Why Finishing Your Stories Feels So Hard
Let's be honest: starting a story is exhilarating. Your mind buzzes with possibilities, characters practically write themselves, and every sentence feels like magic. But then, somewhere around the middle, everything grinds to a halt. The sparkle fades. Your inner critic starts whispering (or shouting) that it's all garbage. And that finish line? It might as well be on another planet.
If this sounds familiar, you're not alone. The struggle to finish what we start is one of the most common challenges writers face. But here's the thing: it's usually not about discipline or endurance. It's about the crushing pressure we put on ourselves to make it perfect the first time.
That's where the Two-Draft Method comes in—a simple approach that might just transform how you write.
What Is the Two-Draft Method?
The Two-Draft Method is exactly what it sounds like: you commit to writing your story in two distinct passes, each with a completely different purpose.
Draft One is your discovery draft. Your only job is to get to "The End." No self-editing, no polish, no judgment. Just forward momentum.
Draft Two is where the real writing happens. This is where you take your rough material and shape it into something worth reading.
The beauty of this method isn't just organizational—it's psychological. By separating these two phases, you remove the impossible burden of trying to create and critique simultaneously.
Why This Method Works When Discipline Fails
Here's what most writing advice gets wrong: it treats "not finishing" as a character flaw. Just sit down and do it! Build better habits! Have more willpower!
But discipline isn't your problem. The problem is that you're trying to do two contradictory things at once.
Creating requires openness, play, and forward motion. Editing requires critical distance, precision, and careful judgment. Trying to do both simultaneously is like driving with one foot on the gas and one on the brake. You're not lazy—you're just stuck in neutral.
The Two-Draft Method works because it removes the cognitive load of perfection from your initial drafting process. When you know you have a dedicated revision phase coming, you can silence that inner critic and just write. You're not lowering your standards; you're just postponing them.
How to Implement the Two-Draft Method
Draft One: The Messy Journey
Your first draft has exactly one rule: keep moving forward.
Here's what that means in practice:
- Don't reread what you wrote yesterday. Seriously. Not even a little peek. Just write the next scene.
- Leave yourself notes instead of fixing things. When you realize you need to change something from earlier, add a quick note like "[FIX: make Sarah more suspicious in Chapter 2]" and keep going.

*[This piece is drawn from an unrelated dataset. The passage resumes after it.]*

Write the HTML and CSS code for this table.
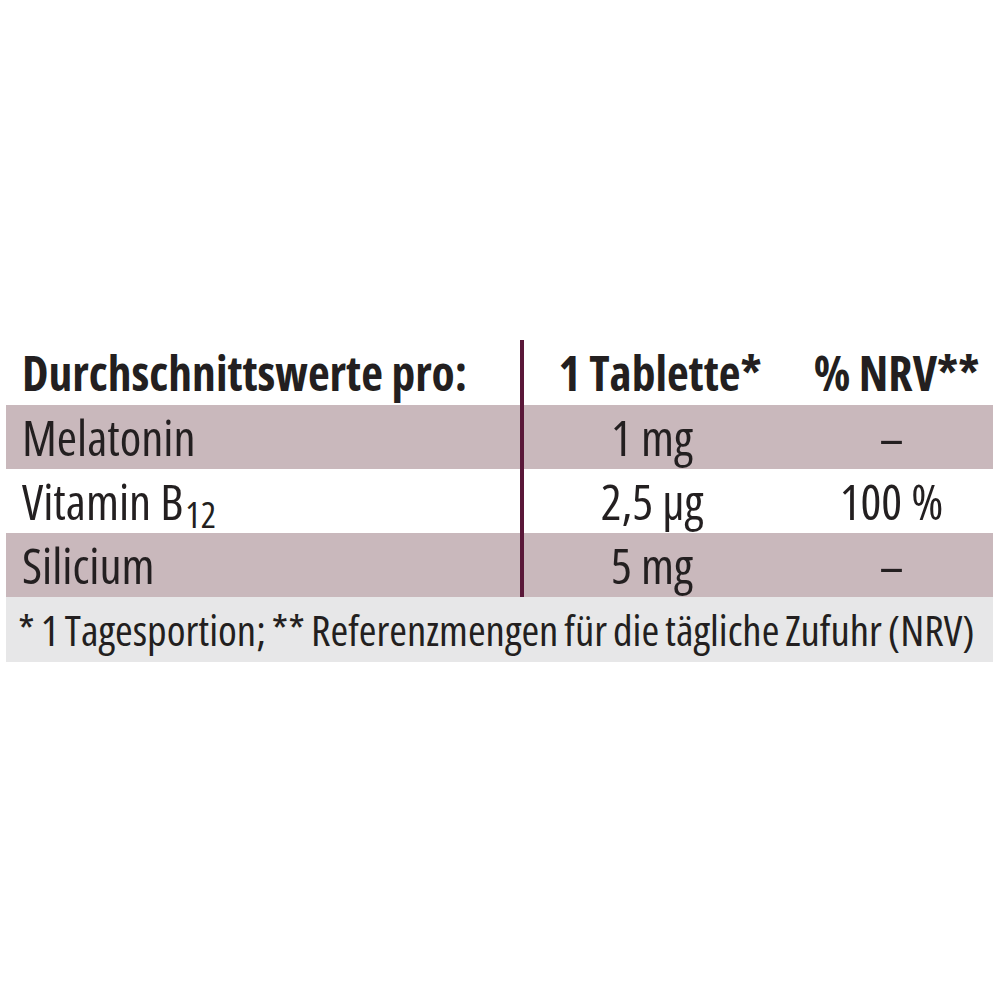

- Embrace placeholder text. Can't think of the perfect metaphor? Write "[something about stars]" and move on.
- Accept that it will be bad. Not kind of rough. Actually bad. That's the whole point.
- Set a completion deadline. Give yourself a realistic timeframe to reach "The End"—whether that's three weeks or three months.
The key insight here is that a messy, completed draft is infinitely more useful than 50 pages of polished perfection that goes nowhere. You can't edit a blank page, but you can absolutely edit a bad one.
The Critical Gap: Walk Away
Once you type "The End" on your first draft, step away from it. Take at least a week off, ideally two or three. Work on something else. Read books. Live your life.
This gap is not optional—it's essential. You need distance to gain perspective. The story needs to become unfamiliar enough that you can see it clearly again.
Draft Two: The Transformation
Now the real work begins, but it's different work. You're not creating from nothing anymore—you're sculpting material that already exists.
In your second draft:
- Read the entire first draft without changing anything. Take notes, but resist the urge to fix as you go. You need to see the whole picture first.
- Identify the story's core. What is this actually about? What's working? What's the heart of it? Sometimes the real story doesn't reveal itself until you've written through to the end.
- Make structural changes first. Rearrange scenes, cut subplots that don't serve the story, strengthen your character arcs. Big-picture stuff before sentences.
- Then polish. Once the structure is solid, go ahead and make it beautiful. Now you've earned the right to craft those perfect sentences.
This is where you get to be the writer you wanted to be in the first draft—thoughtful, deliberate, and precise. And it's actually enjoyable now because you're working with material rather than facing the void.
The Mindset Shift That Changes Everything
The Two-Draft Method isn't really about drafts. It's about giving yourself permission to be human.
First drafts are supposed to be messy. That's not a sign of weakness; it's how writing actually works. Even the authors you admire most didn't produce their published books in a single pass. They just don't show you the disasters that came before.
When you embrace this method, finishing stops being a test of endurance and starts being an inevitable outcome. You're not pushing through anymore—you're just following a process.
Your Next Steps
If you've got an unfinished story sitting in a drawer (or more likely, a neglected document on your desktop), try this approach:
1. Commit to finishing a messy first draft with no backward glances
2. Set a specific completion date
3. Give yourself permission for it to be terrible
4. Actually finish it
5. Walk away for a few weeks
6. Come back and make it good
You might be surprised how much easier writing becomes when you stop trying to do everything at once.
The finish line isn't as far away as you think. You just need to give yourself permission to reach it imperfectly first.